• [GIVEN TASK]: From the entries below, gather each line containing the word "this".

____ DATASET EXCERPTS

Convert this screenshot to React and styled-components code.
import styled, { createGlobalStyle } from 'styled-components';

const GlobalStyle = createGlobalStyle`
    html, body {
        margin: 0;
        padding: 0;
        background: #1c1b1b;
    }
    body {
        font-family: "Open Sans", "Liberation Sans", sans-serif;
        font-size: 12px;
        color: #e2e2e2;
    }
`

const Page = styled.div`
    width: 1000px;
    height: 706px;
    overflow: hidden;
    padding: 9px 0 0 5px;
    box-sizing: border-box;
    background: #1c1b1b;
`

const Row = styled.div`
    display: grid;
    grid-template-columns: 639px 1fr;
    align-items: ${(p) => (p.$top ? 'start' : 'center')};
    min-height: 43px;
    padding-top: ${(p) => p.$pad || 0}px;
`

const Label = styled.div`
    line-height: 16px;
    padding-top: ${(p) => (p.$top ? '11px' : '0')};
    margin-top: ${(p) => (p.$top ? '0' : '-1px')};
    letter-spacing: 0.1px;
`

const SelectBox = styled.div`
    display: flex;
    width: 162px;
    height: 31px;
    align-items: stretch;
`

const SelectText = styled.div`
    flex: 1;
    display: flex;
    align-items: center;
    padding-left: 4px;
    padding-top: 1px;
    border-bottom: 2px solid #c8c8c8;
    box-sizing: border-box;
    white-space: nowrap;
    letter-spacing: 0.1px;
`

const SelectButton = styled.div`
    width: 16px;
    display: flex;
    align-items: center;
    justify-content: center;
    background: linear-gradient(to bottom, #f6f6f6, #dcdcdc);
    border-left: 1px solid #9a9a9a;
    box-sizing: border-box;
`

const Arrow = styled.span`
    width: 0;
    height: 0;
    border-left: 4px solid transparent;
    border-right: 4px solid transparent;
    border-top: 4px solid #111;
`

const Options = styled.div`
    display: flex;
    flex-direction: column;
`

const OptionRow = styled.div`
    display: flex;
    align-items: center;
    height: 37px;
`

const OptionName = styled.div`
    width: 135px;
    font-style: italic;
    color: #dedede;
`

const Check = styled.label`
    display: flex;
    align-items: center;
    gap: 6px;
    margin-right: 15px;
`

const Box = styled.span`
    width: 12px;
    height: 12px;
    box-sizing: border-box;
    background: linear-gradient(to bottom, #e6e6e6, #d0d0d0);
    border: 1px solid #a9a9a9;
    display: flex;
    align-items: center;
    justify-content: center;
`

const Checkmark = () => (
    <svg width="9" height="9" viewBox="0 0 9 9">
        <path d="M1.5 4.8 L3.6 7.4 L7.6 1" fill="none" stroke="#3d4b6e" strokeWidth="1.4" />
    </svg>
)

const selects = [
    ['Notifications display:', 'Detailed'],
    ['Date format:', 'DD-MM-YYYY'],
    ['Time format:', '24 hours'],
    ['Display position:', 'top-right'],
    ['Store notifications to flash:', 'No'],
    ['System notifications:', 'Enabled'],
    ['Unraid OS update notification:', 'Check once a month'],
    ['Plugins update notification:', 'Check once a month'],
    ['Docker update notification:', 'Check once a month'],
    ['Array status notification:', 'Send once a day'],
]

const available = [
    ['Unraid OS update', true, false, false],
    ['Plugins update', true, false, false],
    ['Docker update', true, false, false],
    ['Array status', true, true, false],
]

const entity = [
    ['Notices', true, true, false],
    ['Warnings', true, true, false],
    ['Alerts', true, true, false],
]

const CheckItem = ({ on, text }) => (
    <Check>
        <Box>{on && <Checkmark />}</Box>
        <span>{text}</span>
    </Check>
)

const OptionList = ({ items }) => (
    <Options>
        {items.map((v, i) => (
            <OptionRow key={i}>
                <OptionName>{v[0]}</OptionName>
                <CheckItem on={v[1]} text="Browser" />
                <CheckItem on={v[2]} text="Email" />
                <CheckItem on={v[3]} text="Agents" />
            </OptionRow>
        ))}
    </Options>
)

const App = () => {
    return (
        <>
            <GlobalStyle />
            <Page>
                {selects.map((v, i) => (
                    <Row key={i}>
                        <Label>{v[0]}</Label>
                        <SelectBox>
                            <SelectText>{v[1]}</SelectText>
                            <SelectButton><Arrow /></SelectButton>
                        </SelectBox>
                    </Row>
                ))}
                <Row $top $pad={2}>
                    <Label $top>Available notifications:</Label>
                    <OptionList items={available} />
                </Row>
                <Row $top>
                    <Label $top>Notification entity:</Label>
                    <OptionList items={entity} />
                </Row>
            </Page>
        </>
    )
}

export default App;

________
____ DATASET EXCERPTS

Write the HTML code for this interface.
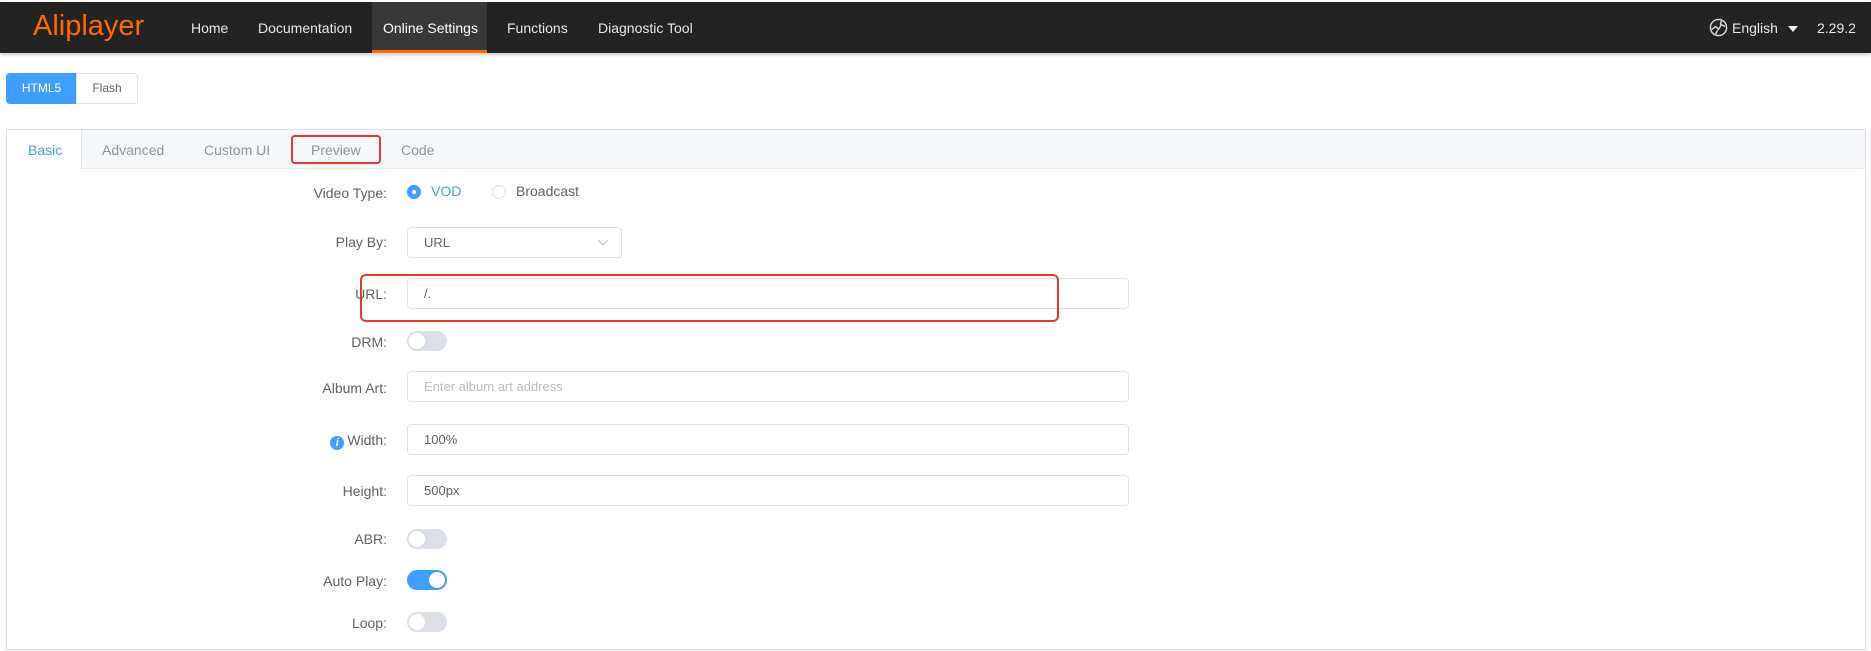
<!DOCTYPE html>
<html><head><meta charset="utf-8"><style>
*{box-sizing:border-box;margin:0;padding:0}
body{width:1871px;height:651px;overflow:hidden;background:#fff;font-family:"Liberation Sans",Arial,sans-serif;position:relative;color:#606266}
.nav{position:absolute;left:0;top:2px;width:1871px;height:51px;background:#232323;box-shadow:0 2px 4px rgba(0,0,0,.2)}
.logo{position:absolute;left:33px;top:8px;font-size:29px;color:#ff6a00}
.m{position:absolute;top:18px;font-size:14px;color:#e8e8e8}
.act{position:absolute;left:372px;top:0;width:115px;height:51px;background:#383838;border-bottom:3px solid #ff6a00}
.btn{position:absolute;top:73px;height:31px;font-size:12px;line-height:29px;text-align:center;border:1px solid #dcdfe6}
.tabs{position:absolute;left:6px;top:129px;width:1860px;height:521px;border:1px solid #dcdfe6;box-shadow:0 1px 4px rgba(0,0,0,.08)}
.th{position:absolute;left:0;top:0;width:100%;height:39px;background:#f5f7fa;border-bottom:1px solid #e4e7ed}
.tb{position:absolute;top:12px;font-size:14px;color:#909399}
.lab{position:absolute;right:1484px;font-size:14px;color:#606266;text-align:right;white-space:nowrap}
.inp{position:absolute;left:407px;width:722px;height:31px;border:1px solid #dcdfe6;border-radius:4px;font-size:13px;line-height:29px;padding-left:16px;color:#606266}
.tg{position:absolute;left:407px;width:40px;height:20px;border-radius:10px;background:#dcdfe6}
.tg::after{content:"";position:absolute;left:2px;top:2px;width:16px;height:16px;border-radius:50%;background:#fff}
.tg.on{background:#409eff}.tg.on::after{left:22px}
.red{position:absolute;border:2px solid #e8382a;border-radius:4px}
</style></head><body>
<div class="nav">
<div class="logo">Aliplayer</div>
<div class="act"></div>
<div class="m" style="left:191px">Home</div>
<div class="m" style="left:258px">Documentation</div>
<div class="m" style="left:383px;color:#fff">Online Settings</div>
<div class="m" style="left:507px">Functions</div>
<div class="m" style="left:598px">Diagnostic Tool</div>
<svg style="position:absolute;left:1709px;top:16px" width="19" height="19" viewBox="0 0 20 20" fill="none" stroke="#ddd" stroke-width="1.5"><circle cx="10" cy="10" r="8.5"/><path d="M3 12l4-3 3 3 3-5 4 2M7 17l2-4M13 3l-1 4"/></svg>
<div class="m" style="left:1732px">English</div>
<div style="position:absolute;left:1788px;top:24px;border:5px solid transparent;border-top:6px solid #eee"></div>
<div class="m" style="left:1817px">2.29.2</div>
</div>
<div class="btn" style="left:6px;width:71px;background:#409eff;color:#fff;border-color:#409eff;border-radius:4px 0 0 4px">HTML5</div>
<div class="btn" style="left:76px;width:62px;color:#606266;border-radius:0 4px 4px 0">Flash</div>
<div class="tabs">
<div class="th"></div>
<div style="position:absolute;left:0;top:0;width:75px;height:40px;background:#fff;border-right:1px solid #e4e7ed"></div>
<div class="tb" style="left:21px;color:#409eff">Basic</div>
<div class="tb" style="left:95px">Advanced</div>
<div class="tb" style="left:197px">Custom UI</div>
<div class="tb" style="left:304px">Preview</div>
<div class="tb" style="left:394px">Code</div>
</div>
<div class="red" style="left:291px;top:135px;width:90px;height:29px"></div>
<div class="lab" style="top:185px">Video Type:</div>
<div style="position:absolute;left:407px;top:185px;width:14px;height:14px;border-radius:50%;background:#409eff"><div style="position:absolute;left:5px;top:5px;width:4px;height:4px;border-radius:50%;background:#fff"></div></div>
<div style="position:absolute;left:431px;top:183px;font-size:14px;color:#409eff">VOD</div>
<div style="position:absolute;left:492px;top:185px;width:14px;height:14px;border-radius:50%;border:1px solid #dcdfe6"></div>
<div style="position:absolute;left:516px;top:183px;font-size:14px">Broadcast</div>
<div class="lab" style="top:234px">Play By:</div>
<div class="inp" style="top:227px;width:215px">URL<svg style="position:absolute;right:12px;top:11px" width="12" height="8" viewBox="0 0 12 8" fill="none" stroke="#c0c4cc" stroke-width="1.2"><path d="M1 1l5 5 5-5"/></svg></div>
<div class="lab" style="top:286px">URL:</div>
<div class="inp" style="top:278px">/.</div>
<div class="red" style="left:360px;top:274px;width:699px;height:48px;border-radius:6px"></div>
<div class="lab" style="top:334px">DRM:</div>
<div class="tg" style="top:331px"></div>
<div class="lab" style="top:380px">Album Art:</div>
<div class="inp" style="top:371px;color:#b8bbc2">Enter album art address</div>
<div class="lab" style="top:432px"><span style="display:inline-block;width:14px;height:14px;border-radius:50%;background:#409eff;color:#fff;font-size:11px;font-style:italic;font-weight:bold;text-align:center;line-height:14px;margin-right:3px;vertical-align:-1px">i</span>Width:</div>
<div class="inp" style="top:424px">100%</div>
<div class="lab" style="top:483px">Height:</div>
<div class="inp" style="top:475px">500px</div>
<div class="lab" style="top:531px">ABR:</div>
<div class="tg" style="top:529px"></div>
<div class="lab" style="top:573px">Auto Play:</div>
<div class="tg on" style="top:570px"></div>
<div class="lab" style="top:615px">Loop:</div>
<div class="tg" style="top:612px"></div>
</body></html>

________
____ DATASET EXCERPTS

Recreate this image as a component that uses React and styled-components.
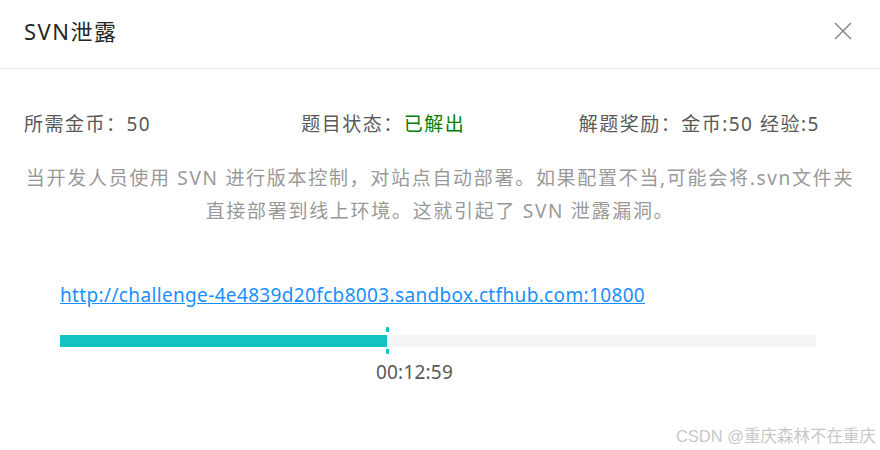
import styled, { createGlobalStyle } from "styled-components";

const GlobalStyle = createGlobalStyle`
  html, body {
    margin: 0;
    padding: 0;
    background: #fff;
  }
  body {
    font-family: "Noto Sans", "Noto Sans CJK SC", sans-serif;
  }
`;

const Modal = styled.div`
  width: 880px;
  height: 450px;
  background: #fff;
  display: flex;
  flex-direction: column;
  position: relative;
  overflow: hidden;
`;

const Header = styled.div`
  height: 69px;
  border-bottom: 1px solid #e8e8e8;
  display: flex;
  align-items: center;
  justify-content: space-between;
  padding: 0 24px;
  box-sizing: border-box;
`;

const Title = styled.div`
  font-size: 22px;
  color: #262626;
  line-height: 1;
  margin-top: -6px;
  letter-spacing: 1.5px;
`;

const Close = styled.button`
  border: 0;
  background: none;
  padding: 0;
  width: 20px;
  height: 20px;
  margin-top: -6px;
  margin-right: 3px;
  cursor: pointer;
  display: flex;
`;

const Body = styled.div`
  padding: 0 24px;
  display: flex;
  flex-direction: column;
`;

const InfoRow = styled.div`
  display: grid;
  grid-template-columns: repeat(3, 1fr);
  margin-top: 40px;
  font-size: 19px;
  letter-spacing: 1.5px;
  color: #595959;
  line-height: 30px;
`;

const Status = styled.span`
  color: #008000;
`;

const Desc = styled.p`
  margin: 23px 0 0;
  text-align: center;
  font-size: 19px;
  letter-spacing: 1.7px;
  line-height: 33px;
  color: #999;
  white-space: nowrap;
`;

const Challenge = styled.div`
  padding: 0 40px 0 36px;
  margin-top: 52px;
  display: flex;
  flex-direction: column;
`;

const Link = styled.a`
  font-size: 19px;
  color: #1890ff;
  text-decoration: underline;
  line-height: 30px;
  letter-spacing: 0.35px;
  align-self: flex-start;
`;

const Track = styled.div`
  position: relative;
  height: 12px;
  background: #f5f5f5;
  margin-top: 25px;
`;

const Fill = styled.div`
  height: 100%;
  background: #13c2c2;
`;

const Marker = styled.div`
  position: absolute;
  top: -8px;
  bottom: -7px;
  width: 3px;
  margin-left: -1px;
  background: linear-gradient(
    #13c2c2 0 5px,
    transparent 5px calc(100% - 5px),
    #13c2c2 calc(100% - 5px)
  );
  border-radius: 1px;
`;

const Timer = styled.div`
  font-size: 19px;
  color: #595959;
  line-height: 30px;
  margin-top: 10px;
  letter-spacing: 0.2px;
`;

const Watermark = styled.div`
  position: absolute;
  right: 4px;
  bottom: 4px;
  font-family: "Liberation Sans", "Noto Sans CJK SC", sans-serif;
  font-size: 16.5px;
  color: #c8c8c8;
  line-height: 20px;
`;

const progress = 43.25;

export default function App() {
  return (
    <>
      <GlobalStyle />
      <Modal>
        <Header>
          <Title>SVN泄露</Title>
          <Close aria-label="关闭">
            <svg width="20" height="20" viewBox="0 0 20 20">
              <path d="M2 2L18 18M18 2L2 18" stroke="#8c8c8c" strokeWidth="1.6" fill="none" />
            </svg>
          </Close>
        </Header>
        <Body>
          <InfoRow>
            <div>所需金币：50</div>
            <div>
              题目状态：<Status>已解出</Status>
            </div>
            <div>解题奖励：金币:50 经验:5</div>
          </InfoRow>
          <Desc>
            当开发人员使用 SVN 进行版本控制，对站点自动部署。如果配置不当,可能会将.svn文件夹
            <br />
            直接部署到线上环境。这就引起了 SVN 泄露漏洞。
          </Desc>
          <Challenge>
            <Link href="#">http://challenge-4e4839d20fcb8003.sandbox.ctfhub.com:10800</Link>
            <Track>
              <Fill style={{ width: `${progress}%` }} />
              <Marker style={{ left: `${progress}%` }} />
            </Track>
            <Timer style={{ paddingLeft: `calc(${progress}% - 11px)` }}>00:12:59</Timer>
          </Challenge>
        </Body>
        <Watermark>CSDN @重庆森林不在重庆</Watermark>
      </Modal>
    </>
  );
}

________

• [WRITTEN REPLY]:
Convert this screenshot to React and styled-components code.
Write the HTML code for this interface.
Recreate this image as a component that uses React and styled-components.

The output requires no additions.